Eine am Dienstagabend auf Facebook veröffentlichte Weihnachtsbotschaft des Bautzener Landrats Udo Witschas (CDU) schlägt in Deutschland derzeit hohe Wellen. In dem zweieinhalb minütigen Video hatte der Landrat vorrangig die Unterbringung von Flüchtlingen thematisiert.

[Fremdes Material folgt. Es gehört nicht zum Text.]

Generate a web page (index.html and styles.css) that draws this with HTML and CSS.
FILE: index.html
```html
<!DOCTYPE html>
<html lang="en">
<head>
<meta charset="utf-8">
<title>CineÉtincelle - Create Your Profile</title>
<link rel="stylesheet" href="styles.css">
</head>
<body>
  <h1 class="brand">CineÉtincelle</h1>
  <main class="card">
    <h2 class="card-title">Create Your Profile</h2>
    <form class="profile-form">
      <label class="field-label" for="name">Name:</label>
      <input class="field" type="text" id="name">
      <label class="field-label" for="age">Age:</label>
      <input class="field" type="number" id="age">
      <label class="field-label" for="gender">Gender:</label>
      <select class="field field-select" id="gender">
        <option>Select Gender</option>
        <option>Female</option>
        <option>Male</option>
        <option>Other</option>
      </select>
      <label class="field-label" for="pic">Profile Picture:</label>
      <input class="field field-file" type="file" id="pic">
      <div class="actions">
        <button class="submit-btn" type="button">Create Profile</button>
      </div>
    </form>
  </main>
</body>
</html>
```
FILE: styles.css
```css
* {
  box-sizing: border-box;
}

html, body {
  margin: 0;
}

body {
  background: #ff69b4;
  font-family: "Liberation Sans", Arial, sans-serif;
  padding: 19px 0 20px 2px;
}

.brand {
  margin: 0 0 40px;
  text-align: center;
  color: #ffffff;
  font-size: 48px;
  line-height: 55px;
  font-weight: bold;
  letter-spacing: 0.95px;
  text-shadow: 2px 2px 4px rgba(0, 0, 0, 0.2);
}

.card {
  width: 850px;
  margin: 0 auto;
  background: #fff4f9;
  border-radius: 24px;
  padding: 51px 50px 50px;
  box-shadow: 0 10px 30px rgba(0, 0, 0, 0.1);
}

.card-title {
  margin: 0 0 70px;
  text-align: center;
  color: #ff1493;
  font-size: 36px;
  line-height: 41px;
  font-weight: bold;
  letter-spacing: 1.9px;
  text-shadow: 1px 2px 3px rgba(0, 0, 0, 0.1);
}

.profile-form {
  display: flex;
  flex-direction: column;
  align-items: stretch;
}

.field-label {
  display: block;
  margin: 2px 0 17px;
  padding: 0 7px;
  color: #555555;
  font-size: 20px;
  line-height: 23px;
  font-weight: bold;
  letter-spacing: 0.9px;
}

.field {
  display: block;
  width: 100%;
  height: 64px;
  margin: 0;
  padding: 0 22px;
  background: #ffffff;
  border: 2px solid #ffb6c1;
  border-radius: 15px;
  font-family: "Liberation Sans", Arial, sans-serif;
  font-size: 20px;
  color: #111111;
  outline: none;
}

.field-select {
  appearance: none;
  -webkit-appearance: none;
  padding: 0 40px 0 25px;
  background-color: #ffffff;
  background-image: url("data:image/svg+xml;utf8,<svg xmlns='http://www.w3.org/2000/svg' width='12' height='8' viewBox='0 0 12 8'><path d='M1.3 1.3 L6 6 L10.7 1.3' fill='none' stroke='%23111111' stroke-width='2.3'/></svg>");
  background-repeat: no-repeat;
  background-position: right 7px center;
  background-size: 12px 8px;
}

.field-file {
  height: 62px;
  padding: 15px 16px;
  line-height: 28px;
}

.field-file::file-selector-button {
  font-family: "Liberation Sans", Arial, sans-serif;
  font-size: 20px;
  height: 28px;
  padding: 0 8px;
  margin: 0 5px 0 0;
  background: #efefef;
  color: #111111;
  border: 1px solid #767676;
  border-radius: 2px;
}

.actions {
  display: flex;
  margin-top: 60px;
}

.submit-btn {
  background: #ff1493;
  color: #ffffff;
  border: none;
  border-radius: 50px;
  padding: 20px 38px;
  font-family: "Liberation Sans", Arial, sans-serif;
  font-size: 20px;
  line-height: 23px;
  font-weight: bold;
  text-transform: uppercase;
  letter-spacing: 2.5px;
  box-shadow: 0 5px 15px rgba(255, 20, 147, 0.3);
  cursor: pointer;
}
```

Denn im Landkreis sollten diese angesichts der Vielzahl besorgter Bürger seiner Ansicht nach weder in Turnhallen noch in dezentralen Unterkünften untergebracht werden. “Es ist nicht unsere Absicht, den Sport, ob nun den Schul- oder Freizeitsport, jetzt für diese Asylpolitik bluten zu lassen.”

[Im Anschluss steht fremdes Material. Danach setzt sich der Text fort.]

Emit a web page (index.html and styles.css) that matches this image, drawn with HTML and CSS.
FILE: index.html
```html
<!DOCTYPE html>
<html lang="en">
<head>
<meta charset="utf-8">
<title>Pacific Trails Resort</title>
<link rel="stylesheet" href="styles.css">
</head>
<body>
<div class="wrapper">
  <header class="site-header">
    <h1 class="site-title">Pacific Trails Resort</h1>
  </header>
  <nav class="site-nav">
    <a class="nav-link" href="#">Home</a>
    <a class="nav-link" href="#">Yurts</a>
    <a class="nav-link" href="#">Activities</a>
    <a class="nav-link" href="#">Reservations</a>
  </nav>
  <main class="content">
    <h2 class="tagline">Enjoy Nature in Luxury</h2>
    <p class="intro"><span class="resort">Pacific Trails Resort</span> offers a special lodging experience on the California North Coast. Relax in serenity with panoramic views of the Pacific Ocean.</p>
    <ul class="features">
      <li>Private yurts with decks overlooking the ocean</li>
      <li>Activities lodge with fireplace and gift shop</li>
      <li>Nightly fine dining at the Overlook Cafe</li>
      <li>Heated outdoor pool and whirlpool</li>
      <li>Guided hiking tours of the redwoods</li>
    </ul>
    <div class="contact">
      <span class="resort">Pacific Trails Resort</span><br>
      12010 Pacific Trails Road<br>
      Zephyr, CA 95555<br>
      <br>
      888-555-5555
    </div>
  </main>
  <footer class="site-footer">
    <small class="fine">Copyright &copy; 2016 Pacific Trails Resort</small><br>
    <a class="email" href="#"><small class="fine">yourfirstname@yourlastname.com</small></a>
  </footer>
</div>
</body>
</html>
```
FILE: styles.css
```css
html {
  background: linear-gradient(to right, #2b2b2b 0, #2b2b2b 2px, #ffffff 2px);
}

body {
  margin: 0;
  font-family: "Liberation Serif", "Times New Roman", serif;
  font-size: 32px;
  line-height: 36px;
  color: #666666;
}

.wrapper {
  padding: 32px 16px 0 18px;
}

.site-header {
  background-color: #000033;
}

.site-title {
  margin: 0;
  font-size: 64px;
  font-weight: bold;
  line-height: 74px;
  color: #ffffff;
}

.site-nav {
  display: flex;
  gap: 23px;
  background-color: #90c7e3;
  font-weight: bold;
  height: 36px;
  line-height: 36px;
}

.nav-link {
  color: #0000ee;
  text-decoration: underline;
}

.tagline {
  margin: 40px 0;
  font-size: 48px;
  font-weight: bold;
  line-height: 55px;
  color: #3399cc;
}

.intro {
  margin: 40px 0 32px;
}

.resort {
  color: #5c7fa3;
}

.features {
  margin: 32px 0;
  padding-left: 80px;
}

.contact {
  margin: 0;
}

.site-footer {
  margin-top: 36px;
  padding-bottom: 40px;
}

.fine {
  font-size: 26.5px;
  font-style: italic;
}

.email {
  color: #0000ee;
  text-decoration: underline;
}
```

Auch wolle das Landratsamt nicht “Menschen, die zu uns kommen, die unsere Kultur nicht kennen, die unsere Regularien nicht kennen, jetzt hier in Mehrfamilienhäusern und frei stehenden Wohnungen unterbringen und dafür die Gefährdung des sozialen Friedens in Kauf nehmen”. Dies erklärte der CDU-Politiker und erntet dafür nun massive Kritik.
Während sich die CDU nur kurze Zeit später von den Aussagen ihres Parteikollegen distanzierte, warf der sächsische Grünen-Politiker Nino Haustein dem Landrat auf Twitter gar vor, mit seinen Äußerungen “Rassismus und Minderheitenhetze” zu betreiben.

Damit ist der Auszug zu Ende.